-- Data entries start --

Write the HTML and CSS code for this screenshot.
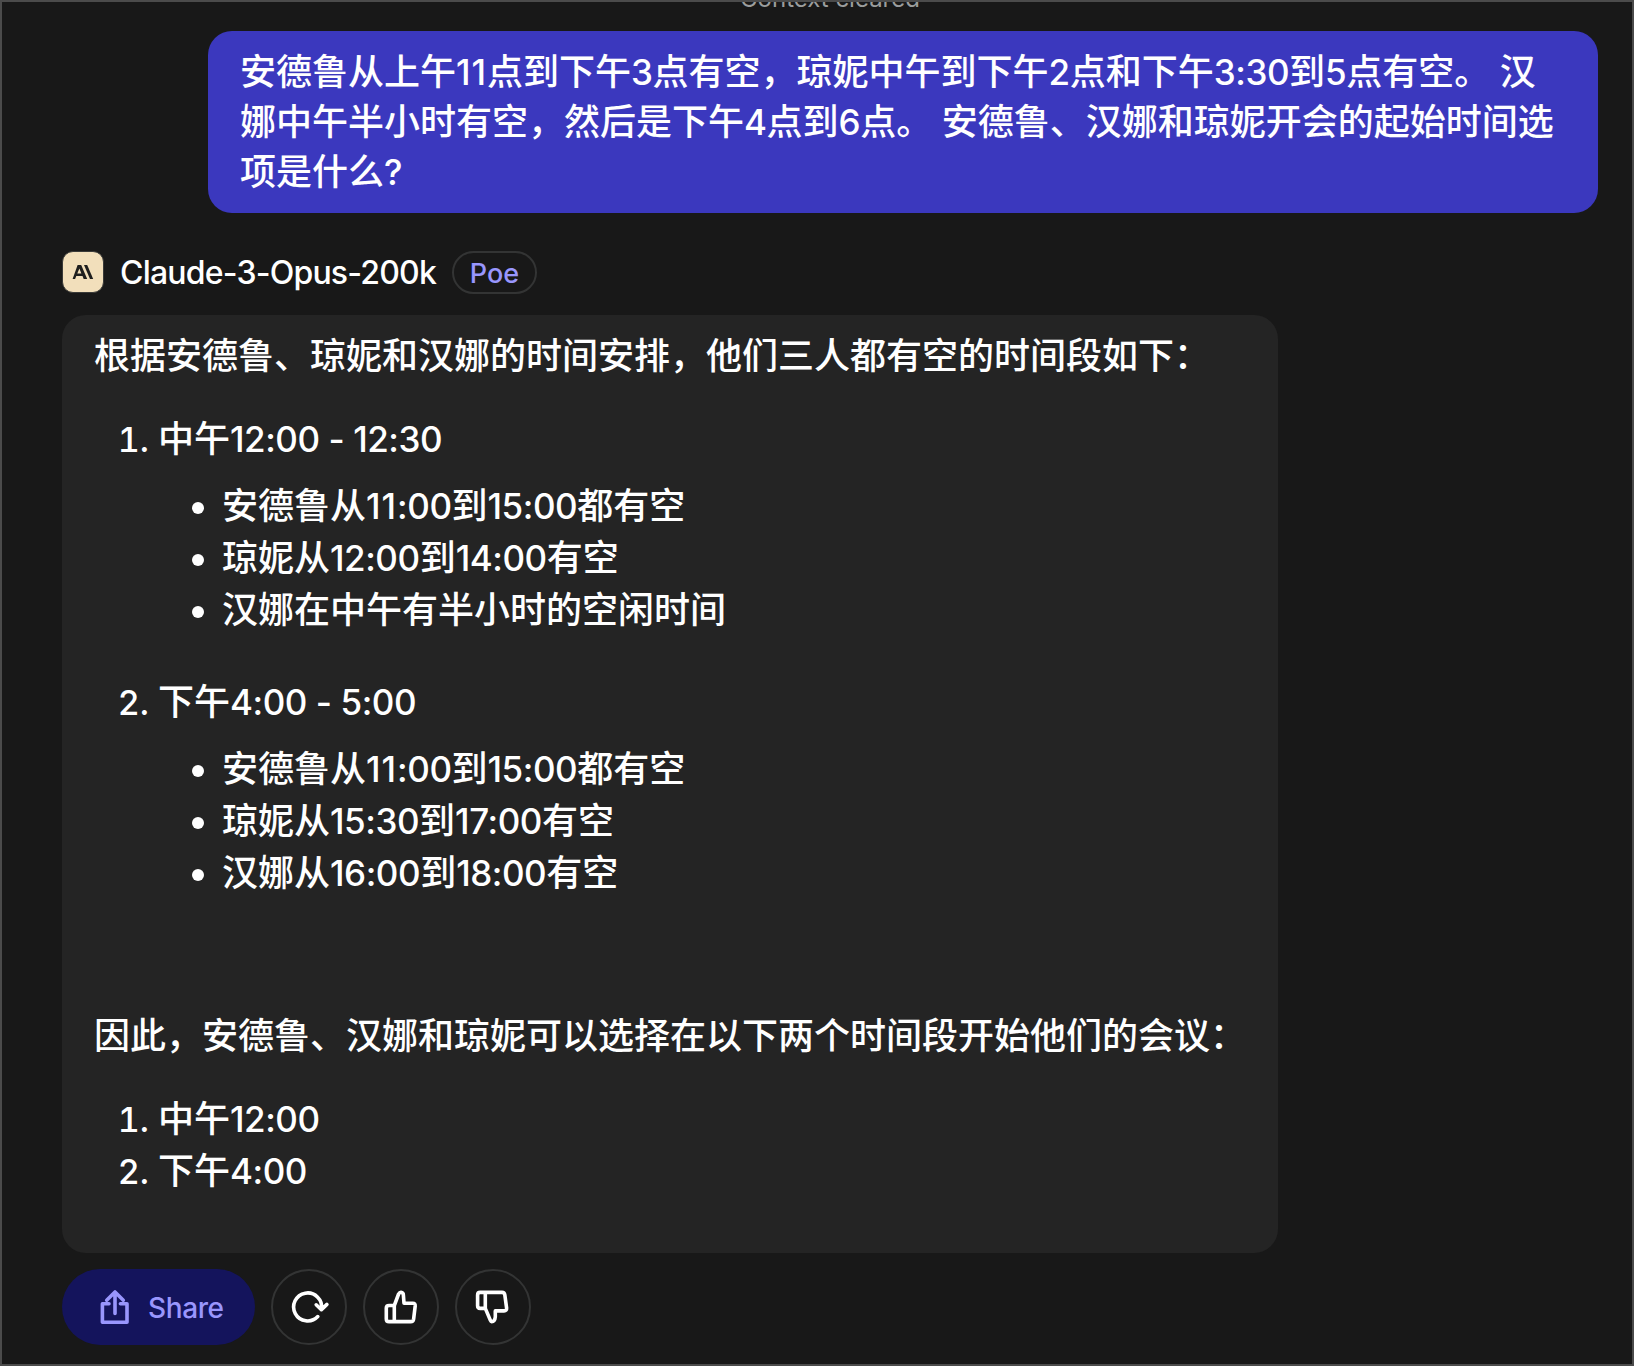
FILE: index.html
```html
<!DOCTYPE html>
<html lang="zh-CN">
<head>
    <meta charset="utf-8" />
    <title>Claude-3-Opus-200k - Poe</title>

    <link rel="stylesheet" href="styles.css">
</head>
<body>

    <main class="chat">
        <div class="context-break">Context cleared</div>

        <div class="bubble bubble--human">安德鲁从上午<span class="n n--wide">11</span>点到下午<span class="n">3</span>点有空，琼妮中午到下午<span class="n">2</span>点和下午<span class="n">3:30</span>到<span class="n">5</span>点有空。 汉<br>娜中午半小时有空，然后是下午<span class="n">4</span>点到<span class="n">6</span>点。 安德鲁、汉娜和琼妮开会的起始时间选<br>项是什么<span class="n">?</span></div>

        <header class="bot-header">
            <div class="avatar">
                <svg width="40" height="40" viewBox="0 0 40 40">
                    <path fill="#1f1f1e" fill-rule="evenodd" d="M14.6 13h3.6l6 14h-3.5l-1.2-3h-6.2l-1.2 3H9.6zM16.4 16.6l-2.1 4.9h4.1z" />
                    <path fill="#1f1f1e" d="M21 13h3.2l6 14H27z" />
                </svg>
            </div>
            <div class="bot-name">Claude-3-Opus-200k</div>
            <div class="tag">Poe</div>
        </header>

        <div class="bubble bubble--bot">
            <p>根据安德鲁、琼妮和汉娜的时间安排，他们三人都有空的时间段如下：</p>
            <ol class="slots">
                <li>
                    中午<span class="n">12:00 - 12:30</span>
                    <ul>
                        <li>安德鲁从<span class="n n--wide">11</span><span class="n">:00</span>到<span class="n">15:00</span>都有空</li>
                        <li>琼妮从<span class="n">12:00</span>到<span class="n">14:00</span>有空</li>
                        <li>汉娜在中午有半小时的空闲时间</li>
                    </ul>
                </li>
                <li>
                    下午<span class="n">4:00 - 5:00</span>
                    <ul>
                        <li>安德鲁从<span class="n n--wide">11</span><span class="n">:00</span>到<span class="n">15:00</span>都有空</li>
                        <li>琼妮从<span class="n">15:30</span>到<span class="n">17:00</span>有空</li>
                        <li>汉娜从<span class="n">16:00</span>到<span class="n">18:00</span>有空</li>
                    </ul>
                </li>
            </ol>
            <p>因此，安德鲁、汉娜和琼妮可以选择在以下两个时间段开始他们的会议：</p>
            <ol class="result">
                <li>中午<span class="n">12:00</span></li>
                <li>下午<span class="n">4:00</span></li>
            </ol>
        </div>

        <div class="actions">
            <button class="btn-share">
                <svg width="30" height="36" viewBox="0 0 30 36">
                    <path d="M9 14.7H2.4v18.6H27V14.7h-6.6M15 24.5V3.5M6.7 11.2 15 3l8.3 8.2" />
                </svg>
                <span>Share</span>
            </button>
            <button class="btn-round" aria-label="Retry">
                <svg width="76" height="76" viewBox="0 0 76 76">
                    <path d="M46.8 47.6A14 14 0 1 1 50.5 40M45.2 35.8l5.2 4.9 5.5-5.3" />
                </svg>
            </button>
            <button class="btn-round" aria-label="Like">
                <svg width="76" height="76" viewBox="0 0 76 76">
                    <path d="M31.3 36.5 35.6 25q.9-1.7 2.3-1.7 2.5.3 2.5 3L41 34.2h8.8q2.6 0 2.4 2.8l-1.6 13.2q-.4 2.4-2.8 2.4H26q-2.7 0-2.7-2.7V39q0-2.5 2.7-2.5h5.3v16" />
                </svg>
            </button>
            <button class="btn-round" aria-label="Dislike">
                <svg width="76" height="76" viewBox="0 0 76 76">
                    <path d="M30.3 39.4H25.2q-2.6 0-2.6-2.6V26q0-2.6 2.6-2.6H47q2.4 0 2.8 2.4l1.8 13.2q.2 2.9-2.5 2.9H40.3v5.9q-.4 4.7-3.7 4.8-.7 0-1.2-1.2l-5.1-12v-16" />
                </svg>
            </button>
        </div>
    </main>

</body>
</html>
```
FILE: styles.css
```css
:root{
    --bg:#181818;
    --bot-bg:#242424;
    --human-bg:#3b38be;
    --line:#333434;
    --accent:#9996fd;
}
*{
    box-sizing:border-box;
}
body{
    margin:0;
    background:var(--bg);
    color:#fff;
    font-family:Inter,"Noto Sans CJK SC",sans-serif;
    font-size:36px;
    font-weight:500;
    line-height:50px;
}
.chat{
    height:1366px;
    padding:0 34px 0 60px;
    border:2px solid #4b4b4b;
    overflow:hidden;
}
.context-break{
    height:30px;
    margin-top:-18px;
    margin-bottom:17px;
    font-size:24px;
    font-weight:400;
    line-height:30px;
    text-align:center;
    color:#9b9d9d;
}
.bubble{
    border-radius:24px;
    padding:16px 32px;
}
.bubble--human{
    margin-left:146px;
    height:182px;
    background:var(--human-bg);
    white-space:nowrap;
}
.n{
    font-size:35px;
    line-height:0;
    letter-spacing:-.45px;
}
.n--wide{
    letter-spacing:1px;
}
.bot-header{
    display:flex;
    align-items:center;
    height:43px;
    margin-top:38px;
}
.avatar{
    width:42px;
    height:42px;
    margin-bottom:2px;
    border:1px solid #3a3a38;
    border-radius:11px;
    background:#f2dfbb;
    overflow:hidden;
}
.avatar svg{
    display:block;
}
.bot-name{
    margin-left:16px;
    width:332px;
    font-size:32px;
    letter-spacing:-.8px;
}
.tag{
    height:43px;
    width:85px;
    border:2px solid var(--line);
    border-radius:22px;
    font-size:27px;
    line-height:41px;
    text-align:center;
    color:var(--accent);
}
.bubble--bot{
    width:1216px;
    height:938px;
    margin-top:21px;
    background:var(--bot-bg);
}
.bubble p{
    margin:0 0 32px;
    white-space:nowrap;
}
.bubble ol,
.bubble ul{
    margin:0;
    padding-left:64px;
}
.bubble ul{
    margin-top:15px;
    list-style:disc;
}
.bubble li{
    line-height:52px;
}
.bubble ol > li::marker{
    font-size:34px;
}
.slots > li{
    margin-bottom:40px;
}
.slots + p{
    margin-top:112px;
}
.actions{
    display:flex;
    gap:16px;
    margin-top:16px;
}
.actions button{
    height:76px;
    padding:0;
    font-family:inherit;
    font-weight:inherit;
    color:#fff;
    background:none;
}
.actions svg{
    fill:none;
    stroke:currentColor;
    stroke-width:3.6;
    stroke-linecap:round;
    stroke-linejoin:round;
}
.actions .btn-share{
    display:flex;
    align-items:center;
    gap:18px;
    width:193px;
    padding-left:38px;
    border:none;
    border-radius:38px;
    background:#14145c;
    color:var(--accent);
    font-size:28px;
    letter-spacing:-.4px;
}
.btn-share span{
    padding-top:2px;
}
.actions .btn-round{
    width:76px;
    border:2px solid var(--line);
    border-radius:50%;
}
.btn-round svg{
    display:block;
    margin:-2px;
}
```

-- Data entries end --
-- Data entries start --

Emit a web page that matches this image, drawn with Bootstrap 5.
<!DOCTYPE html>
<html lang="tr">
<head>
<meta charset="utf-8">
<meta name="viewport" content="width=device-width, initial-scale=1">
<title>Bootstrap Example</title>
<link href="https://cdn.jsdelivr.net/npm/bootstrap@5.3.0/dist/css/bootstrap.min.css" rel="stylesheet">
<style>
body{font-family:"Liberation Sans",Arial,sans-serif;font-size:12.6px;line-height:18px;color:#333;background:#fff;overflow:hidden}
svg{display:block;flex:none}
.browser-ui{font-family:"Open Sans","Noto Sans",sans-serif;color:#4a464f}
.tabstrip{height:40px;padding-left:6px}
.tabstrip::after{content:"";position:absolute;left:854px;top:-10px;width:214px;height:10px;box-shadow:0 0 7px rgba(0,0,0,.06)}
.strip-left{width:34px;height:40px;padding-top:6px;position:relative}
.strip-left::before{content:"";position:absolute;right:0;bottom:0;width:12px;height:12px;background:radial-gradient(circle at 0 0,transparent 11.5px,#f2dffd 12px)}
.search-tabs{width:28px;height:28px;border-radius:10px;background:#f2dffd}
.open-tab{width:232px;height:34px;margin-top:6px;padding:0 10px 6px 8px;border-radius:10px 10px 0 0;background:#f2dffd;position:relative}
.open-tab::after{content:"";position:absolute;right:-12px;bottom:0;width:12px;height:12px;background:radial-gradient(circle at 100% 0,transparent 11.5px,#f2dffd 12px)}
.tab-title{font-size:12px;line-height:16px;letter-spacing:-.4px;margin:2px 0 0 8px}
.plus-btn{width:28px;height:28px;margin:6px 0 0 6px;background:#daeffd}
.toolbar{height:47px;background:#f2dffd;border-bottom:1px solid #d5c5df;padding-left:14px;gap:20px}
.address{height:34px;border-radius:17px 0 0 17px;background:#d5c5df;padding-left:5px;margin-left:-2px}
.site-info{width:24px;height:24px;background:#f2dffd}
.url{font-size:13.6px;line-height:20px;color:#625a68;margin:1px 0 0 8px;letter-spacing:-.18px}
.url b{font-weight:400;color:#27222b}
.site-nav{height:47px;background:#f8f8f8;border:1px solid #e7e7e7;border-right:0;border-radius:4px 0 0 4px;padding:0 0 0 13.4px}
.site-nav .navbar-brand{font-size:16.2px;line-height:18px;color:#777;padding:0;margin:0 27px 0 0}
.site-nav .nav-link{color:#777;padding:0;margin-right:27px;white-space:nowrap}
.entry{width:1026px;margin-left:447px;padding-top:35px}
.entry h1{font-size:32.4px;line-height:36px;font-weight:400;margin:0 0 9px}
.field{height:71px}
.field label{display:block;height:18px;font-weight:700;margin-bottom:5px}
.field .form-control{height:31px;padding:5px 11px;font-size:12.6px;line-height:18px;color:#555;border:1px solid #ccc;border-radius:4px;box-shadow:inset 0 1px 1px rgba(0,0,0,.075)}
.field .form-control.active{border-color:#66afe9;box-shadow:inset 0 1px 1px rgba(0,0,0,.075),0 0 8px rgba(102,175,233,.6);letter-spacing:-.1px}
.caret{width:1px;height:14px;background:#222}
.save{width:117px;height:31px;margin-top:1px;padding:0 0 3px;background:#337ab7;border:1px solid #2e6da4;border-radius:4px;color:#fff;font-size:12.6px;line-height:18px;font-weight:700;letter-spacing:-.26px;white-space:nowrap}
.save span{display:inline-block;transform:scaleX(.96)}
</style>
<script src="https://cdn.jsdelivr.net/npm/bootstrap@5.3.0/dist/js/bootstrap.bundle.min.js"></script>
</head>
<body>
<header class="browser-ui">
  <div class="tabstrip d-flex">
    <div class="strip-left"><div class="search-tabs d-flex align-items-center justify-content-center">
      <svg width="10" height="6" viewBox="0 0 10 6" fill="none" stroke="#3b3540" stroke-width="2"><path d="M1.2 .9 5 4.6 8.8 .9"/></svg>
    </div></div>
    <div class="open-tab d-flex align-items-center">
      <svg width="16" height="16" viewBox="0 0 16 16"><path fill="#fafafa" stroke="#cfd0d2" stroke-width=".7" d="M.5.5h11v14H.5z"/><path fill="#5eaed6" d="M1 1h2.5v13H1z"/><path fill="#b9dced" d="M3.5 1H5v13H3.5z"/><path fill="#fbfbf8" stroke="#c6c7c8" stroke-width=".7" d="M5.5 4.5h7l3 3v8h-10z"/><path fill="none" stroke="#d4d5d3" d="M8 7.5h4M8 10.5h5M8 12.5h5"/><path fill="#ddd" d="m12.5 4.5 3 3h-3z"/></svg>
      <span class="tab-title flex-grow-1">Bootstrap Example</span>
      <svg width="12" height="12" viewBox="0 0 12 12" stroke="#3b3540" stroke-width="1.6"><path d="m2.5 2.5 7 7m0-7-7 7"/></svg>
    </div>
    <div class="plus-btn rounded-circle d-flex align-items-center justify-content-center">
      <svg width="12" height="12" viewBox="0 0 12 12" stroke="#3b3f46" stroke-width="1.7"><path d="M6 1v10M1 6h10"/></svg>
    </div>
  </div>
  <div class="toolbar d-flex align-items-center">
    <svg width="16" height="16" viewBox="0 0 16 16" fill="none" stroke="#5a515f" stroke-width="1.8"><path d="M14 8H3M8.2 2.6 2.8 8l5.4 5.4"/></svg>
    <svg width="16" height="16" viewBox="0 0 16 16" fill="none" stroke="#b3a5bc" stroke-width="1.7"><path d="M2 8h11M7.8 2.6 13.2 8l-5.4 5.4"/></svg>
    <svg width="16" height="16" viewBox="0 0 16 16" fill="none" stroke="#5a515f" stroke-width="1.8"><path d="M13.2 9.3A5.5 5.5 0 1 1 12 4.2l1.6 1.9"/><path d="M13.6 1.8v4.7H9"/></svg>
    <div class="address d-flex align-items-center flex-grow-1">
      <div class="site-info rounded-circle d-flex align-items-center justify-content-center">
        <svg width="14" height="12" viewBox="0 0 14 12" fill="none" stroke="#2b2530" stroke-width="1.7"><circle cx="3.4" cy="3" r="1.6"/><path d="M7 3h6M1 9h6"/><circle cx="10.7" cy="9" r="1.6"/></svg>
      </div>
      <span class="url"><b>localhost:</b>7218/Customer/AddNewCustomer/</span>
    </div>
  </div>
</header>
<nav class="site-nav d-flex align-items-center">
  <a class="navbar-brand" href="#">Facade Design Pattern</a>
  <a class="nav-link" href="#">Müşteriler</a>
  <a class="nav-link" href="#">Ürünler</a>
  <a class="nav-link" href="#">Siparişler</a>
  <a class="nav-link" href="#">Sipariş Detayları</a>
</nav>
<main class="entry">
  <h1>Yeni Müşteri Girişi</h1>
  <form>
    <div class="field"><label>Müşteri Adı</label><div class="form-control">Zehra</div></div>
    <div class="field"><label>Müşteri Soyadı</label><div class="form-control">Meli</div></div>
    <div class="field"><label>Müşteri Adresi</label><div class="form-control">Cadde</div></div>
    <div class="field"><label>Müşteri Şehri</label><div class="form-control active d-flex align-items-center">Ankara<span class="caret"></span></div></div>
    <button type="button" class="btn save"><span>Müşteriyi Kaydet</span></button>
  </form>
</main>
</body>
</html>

-- Data entries end --

### What is needed
Collect every line from the records above that contains the word "this".

### Task output
Write the HTML and CSS code for this screenshot.
Emit a web page that matches this image, drawn with Bootstrap 5.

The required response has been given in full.